Cultural / Strategic Benefits

  • Tighter alignment between marketing and sales
  • Reduced information overload in the channels
  • A continuously improving and highly leveraged knowledge asset
  • Sustainable competitive advantage

Traditional sales and marketing systems focus on increasing management control and improving the efficiency of a few repetitive tasks and activities. For example: contact managers help organize a salesperson's day and opportunity managers improve sales processes and forecasting. These are task-centric systems designed to perform a specific function. They do not make sales and marketing professionals more knowledgeable and/or effective.
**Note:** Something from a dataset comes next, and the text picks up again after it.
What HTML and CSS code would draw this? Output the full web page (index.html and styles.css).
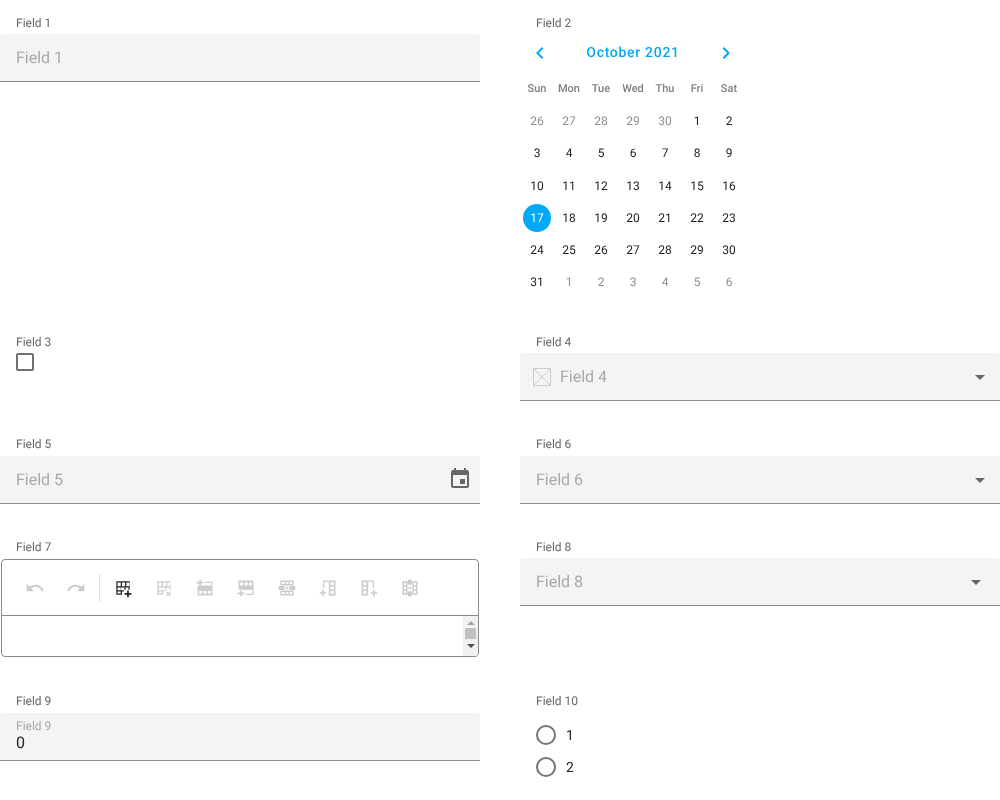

A Sales Coaching System, on the other hand, is a comprehensive best practice application for sales and marketing organizations. It enables marketing professionals to continually improve product positioning and messages throughout a product's life cycle. It "coaches" salespeople and resellers on how to make more effective solution-centric sales calls that result in more business. Sales Coaching Systems can increase the sales results from field sales, telesales, and resellers from both new and existing products (See Diagram 1).

The unique functions provided by this next generation of Sales & Marketing Automation systems are:

  • An ongoing product positioning and message management workflow process


  • Facilities to capture, share and leverage the "know how" and best sales call practices of your top salespeople


  • A vehicle for reinforcing solution-based and customer-centric selling techniques and methodologies


  • Why Are Sales Coaching Systems Needed?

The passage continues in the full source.